In this article, we'll look at exactly what trade accounts are, the benefits they offer to both merchants and buyers and how technology is enhancing them for the eCommerce age.

What is a Trade Account?

A trade account, also known as a business trade account or commercial trade account, is a financial arrangement between a merchant and its buyers. In a trade credit agreement, the trade accounts are opened and the credit is spent and repaid back into the account. 


Trade Accounts allow buyers to make purchases within an assigned credit limit and defer payment for a predetermined period, typically 30 days. This arrangement enables buyersto manage their cash flow effectively, enabling them to receive goods and/or services without paying for them upfront.

From the merchant’s perspective, there is a strong incentive to offer trade credit via trade accounts as it often leads to increased sales & customer loyalty. 

Let’s take a look at a a hypothetical example;

Morning Joe's Coffee Shop has entered into an exclusive agreement to purchase coffee beans from a new roastery, Lean Bean Machine. Lean Bean Machine has established a trade account for Morning Joe's, enabling them to order coffee beans as needed throughout the month. At the end of each month, Lean Bean Machine issues an invoice detailing the balance of the trade account for that period, with a pre-agreed payment term, typically 30 days.

This arrangement allows Morning Joe's to manage their inventory effectively, especially during periods of increased demand or unexpected spikes in business. By ordering additional coffee beans without the need for immediate payment, Morning Joe's can maintain a healthy cash flow. They are able to generate revenue from coffee sales before settling the invoice with Lean Bean Machine, thus supporting their financial stability and operational efficiency.

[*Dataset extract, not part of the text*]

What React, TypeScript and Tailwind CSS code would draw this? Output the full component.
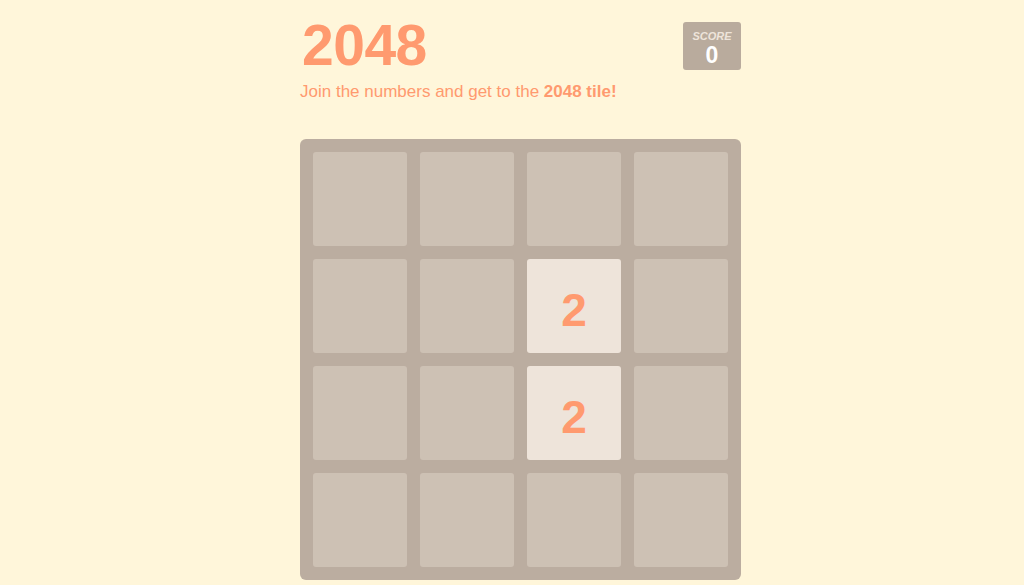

Advantages of Trade Accounts

Benefits for Merchants

  1. Increased Sales and Customer Loyalty: By offering trade accounts, sellers can attract new customers and retain existing ones, as the deferred payment terms make it easier for buyers to make repeat purchases.
  2. Reduced Risk of Non-Payment: Trade account providers often handle credit checks, payment collection, and debt management, mitigating the risks associated with extending credit to customers.
  3. Simplified Invoicing and Accounting: With trade accounts, sellers can consolidate multiple orders into a single invoice, streamlining their invoicing and accounting processes.

Benefits for Buyers

  1. Enhanced Cash Flow Management: Buyers can receive the goods and/or services they need without having to make immediate payments, allowing them to better manage their cash flow.
  2. Growth Opportunity: Trade accounts provide buyers with increased purchasing power, enabling them to acquire the necessary resources for their operations without depleting their available capital.
  3. Fostered Supplier Relationships: The trust and flexibility that comes with trade account arrangements can help strengthen the relationship between buyers and sellers, leading to more collaborative and long-term partnerships.
  4. Simpler Procurement Process: With trade accounts, buyers can streamline their procurement processes by consolidating multiple purchases into a single payment, reducing the time and resource spent on admin.

How Trade Accounts Work

Merchants have two options for offering trade accounts: manage the process in-house or outsource it to a third-party vendor.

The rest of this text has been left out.